- Given instruction -
Write out only the span of lines that begins at the line with "Clone this screenshot" and ends at the line with "bg-[#95b025] text-[39px] font-medium". Keep both end lines, word for word.
··· Provided entries ···
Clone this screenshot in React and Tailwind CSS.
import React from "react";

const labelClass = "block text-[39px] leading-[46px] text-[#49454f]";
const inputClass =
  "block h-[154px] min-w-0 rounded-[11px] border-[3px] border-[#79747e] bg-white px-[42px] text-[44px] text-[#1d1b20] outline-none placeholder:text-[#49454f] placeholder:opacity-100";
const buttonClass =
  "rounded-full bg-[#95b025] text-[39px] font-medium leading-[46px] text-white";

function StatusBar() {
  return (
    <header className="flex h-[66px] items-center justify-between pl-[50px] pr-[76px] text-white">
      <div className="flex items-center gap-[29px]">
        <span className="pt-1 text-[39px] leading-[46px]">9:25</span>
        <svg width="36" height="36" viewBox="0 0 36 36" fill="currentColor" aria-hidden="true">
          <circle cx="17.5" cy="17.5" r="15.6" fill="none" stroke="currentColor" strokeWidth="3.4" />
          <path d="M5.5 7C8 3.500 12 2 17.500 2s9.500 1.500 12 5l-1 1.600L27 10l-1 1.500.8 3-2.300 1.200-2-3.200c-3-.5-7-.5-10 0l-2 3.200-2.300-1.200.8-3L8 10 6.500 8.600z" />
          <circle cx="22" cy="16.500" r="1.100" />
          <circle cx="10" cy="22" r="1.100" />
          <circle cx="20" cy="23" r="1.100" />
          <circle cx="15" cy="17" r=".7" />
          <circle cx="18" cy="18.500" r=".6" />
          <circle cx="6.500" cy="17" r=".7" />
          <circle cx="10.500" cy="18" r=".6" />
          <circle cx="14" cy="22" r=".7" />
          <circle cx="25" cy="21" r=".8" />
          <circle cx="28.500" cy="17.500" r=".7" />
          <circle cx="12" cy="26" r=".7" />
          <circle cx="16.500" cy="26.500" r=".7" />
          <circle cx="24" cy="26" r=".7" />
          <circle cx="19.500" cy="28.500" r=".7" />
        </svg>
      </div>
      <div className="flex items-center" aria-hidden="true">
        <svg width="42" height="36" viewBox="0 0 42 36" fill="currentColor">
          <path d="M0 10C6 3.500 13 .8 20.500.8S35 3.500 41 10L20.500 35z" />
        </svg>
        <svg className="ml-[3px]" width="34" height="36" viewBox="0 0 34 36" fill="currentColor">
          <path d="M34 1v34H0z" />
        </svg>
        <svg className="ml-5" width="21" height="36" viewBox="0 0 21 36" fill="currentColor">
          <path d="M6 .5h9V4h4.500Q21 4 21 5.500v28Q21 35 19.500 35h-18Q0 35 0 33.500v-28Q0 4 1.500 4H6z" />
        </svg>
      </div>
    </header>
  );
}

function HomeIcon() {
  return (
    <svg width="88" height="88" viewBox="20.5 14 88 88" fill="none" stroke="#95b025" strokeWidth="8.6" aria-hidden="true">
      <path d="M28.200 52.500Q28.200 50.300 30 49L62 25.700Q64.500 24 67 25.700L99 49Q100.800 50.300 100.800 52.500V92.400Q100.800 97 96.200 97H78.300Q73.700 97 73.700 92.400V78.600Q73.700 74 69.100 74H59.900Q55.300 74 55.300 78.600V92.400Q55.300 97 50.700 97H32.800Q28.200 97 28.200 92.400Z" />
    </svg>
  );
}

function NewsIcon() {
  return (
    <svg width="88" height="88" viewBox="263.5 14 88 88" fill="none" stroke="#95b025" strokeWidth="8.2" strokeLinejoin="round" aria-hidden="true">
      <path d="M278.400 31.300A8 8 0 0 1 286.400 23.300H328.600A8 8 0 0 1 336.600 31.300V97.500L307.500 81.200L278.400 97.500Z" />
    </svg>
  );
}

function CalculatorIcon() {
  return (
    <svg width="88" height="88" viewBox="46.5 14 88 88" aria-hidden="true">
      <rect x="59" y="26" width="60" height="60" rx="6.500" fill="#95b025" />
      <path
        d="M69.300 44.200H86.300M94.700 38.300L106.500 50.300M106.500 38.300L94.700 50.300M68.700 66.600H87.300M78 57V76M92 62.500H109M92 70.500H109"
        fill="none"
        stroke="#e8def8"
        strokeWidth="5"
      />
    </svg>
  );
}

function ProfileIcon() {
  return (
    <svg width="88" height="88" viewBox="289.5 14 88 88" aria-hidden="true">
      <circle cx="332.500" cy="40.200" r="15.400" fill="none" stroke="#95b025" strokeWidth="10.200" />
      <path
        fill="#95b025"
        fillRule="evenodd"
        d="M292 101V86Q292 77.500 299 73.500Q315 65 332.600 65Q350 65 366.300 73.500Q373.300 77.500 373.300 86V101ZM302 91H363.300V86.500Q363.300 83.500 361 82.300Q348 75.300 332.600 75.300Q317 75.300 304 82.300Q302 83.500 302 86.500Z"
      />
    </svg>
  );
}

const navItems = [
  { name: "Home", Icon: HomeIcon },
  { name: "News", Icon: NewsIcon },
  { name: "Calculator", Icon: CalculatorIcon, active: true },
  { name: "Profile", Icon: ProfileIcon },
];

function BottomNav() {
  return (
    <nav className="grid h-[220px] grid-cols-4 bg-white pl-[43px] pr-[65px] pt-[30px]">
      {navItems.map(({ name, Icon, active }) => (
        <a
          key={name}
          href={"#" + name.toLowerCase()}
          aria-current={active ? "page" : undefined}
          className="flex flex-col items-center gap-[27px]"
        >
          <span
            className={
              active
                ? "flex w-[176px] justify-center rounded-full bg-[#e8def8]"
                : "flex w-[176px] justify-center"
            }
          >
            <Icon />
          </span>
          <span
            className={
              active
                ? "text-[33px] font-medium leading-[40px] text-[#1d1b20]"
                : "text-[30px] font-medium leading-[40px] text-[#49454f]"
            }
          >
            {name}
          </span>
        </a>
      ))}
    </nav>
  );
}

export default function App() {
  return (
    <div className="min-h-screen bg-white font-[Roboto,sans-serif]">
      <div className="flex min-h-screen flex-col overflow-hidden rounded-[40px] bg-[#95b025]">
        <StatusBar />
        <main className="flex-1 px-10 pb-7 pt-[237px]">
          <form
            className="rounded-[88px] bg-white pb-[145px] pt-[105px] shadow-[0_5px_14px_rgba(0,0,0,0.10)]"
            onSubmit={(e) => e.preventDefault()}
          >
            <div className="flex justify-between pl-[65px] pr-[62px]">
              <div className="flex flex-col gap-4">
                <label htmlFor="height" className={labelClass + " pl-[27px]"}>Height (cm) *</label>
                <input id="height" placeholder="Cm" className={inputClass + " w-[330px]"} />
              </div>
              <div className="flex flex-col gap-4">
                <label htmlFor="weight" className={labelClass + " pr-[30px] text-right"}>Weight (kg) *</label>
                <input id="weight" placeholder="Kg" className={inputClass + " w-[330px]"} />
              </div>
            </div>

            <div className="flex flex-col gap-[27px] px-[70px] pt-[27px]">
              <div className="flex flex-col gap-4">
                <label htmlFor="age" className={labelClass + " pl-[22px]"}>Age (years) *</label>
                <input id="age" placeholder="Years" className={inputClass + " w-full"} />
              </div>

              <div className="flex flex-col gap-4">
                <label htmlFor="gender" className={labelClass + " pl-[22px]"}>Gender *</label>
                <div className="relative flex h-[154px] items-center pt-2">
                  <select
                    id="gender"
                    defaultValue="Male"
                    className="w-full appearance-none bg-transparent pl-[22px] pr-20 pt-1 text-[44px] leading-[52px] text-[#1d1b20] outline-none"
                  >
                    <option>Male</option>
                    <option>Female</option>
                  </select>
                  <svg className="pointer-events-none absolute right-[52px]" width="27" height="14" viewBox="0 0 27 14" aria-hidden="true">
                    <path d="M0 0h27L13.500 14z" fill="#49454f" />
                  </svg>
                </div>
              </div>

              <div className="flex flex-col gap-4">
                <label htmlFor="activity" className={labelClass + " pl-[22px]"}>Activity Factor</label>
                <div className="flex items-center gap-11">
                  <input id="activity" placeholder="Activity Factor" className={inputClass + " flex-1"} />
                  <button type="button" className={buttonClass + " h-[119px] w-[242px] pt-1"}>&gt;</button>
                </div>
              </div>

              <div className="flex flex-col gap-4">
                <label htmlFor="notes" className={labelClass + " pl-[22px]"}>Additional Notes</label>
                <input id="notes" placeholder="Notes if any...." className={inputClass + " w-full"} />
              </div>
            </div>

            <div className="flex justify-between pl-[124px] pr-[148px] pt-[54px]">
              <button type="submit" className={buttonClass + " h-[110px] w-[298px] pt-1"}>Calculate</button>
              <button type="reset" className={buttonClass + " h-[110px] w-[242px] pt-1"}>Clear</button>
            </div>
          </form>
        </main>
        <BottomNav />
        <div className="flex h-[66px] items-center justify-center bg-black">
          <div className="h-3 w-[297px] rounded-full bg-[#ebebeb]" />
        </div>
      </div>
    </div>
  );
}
···
··· Provided entries ···
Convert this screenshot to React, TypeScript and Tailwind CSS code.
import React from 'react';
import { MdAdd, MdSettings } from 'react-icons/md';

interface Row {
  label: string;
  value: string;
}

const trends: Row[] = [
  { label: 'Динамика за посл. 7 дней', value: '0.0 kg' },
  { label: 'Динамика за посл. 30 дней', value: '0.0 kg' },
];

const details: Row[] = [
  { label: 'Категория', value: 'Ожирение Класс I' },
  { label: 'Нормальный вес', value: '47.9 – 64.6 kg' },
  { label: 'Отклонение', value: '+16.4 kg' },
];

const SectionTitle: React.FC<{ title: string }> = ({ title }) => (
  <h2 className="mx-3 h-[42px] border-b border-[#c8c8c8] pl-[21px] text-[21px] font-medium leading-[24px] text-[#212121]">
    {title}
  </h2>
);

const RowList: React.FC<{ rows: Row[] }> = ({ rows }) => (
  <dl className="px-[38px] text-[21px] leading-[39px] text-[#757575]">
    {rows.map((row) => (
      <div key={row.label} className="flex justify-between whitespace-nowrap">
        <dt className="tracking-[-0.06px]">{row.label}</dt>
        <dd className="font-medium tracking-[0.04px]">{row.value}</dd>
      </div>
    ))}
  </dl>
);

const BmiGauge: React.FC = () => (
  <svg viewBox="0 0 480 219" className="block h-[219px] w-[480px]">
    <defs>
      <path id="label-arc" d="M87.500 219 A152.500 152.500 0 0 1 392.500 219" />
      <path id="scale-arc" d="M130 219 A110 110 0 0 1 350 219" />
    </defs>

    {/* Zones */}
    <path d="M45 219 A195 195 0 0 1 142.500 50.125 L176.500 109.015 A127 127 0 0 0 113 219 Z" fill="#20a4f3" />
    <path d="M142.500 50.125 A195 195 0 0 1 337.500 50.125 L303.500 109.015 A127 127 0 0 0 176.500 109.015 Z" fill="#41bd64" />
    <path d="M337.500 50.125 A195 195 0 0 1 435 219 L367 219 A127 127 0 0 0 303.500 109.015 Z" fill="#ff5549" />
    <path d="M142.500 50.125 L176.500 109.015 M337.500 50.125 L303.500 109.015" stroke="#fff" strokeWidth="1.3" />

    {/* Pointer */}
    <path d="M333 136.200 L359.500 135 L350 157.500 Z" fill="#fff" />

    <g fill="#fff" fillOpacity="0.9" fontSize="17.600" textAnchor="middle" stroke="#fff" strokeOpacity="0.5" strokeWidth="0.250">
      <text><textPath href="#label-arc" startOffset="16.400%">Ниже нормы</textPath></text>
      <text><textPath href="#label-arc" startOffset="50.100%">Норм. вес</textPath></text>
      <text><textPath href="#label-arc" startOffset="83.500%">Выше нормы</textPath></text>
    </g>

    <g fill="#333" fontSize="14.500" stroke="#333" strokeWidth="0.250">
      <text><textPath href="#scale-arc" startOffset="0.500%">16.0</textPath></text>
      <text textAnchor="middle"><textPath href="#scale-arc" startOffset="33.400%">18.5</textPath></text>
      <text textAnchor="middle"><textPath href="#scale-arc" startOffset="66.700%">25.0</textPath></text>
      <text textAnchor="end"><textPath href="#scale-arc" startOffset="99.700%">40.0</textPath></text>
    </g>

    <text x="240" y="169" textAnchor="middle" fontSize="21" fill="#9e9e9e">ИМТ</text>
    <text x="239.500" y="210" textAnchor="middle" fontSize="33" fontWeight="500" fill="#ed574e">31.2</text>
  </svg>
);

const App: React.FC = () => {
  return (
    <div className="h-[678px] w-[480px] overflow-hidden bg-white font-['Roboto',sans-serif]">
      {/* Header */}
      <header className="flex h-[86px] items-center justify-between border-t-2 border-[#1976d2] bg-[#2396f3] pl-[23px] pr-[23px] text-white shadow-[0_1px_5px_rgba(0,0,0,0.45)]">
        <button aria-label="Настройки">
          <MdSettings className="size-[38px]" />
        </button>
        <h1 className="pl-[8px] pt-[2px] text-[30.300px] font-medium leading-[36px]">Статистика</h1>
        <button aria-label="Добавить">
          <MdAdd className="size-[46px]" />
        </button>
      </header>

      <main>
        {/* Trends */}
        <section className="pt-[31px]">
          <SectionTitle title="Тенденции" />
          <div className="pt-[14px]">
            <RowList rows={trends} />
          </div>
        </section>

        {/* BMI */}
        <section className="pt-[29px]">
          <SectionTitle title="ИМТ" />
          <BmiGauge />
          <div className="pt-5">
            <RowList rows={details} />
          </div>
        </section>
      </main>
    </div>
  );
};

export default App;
···
··· Provided entries ···
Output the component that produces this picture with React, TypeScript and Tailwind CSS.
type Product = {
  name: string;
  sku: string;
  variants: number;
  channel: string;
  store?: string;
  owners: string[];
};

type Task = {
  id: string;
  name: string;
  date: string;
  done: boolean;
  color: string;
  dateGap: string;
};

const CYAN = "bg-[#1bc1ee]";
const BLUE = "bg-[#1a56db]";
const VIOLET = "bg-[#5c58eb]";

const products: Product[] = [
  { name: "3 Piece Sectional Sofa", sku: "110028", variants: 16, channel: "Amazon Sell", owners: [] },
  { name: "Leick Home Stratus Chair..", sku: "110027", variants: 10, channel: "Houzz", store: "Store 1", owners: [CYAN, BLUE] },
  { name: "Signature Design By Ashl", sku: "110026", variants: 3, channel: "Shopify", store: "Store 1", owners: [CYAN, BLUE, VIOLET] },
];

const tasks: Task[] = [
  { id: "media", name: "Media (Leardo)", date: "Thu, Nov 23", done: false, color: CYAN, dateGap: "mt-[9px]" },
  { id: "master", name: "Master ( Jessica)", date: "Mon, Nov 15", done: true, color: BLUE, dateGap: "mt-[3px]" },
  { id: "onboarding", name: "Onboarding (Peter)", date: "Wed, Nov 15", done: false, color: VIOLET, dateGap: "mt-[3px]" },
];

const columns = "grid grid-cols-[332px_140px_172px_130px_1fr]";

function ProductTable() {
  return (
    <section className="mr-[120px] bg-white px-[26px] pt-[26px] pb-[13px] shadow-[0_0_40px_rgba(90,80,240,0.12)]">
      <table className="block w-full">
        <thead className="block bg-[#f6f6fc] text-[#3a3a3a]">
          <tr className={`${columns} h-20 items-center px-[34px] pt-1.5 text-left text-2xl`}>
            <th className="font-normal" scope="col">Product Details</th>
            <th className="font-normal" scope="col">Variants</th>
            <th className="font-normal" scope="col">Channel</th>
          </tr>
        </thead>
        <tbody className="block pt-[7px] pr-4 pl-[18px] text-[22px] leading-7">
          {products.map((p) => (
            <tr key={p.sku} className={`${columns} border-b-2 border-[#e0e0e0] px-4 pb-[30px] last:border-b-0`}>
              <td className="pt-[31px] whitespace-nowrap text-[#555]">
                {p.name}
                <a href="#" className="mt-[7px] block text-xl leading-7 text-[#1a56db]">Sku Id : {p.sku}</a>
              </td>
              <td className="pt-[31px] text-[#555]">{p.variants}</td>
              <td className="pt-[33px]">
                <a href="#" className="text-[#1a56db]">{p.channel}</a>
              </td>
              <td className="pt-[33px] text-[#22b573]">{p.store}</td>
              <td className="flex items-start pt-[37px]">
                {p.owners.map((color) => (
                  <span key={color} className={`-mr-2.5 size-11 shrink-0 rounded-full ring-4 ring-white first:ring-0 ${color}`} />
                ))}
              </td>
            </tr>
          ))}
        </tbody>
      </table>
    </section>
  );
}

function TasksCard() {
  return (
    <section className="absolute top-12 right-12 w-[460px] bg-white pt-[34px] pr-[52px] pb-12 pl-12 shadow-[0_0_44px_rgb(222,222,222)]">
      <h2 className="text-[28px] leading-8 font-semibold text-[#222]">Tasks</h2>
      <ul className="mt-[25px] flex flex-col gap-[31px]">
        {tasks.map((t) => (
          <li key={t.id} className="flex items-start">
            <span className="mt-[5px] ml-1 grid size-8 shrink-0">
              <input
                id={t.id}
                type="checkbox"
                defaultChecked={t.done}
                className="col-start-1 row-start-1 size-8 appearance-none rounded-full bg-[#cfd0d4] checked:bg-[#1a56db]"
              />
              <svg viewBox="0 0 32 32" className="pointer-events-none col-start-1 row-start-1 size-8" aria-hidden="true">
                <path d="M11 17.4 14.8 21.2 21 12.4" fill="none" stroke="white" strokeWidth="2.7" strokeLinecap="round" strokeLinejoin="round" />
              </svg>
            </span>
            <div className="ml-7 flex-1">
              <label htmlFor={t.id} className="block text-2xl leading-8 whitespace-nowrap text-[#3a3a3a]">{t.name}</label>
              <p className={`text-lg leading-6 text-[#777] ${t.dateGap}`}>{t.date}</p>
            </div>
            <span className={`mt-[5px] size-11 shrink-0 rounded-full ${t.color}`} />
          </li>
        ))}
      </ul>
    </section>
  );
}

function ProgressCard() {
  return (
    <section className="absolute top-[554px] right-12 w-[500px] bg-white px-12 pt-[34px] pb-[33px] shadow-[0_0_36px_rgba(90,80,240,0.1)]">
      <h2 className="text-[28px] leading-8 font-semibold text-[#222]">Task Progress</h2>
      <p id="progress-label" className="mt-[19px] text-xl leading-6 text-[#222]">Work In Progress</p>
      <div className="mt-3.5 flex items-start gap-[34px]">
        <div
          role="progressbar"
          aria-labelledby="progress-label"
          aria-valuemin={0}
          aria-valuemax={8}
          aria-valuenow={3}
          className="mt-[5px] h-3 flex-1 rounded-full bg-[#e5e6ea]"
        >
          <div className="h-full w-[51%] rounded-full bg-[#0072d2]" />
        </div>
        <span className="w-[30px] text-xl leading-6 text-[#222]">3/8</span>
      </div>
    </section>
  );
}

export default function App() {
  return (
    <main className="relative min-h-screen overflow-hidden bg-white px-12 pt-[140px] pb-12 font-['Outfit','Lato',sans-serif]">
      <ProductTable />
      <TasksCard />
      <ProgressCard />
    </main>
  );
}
···
- The output -
Clone this screenshot in React and Tailwind CSS.
import React from "react";

const labelClass = "block text-[39px] leading-[46px] text-[#49454f]";
const inputClass =
  "block h-[154px] min-w-0 rounded-[11px] border-[3px] border-[#79747e] bg-white px-[42px] text-[44px] text-[#1d1b20] outline-none placeholder:text-[#49454f] placeholder:opacity-100";
const buttonClass =
  "rounded-full bg-[#95b025] text-[39px] font-medium leading-[46px] text-white";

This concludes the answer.